It will be a verbal agreement. The source may want to hear you say: “I will always protect you, even if it means going to jail.” And you may be fine with that. But your audience and editors may want to know what kind of anonymous person this is, so they can judge credibility. So you may need to agree on semi-identifying language like “a high agency official familiar with the investigation.”  

Don’t assume that you and your source have the same understanding of terms like “off the record” or “on background.” Spell out what those things mean. Editors often require the exact identity of a source, even when they agree to confidentiality.

And you may want to impose conditions yourself. An example might be truth-telling. Wise or not, you might want to say “If you lie to me, our deal is off.” You may think you can ask for exclusivity as a condition (the source agrees not to go to other outlets) — but you might be foolish to expect your source to live up to it. Such a promise might have a time limit.

Confidential sources often require tender loving care. It is often important to stay in contact with them and update them on what you are up to. Remember that the source may be impatient to get the story out. Without assurances that your lengthy investigation is making progress, the source may leak to one of your competitors.

Whistleblowing is usually perilous and your source may be frightened. You may need to reassure them. You may want to help the person find legal advice and support.

If you grant a source anonymity, you have to keep your promise. This is one of the most solemn obligations of a journalist. If the story is important enough, prosecutors may try to compel you to identify your source. You might have to go to jail to protect your source. Are you that trustworthy?

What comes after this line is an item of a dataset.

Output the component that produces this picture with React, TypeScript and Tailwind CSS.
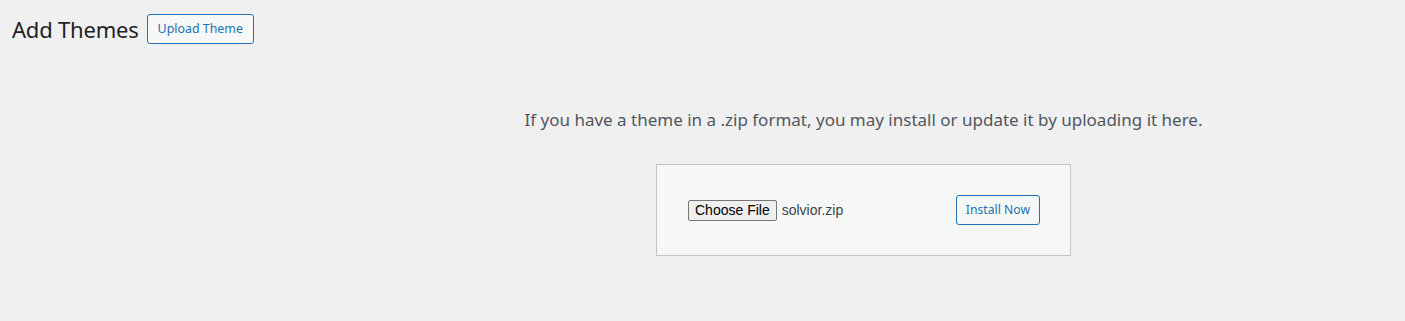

If you offer a source anonymity, remember that you have also protected them in important ways from accountability. A source with bad motives can go off the record and tell you a malicious lie with impunity. If you believe it or publish it, this hurts you and your audience.  So sourcing anything anonymously only redoubles your obligation to check and verify what you are being told.

Remember, you have to have a good reason for granting a source anonymity, and it is unwise to offer anonymity too easily.

Sometimes the key to using whistleblowers is to have them tell you off the record about things you may be able to get on the record via other channels. They can, for example, show you the exact document that you need to request under the Freedom of Information Act or give you enough identifying information that you can FOIA it successfully. Their generic information can be used as a question at a press conference (remember those?) or to the public affairs office in a way that generates an on-the-record statement.

Also see our Leaker’s Guide, Parts One and Two.


* From the weekly news magazine SEJournal Online, Vol. 2, No. 19. Content from each new issue of SEJournal Online is available to the public via the SEJournal Online main pageSubscribe to the e-newsletter here.  And see past issues of the SEJournal archived here.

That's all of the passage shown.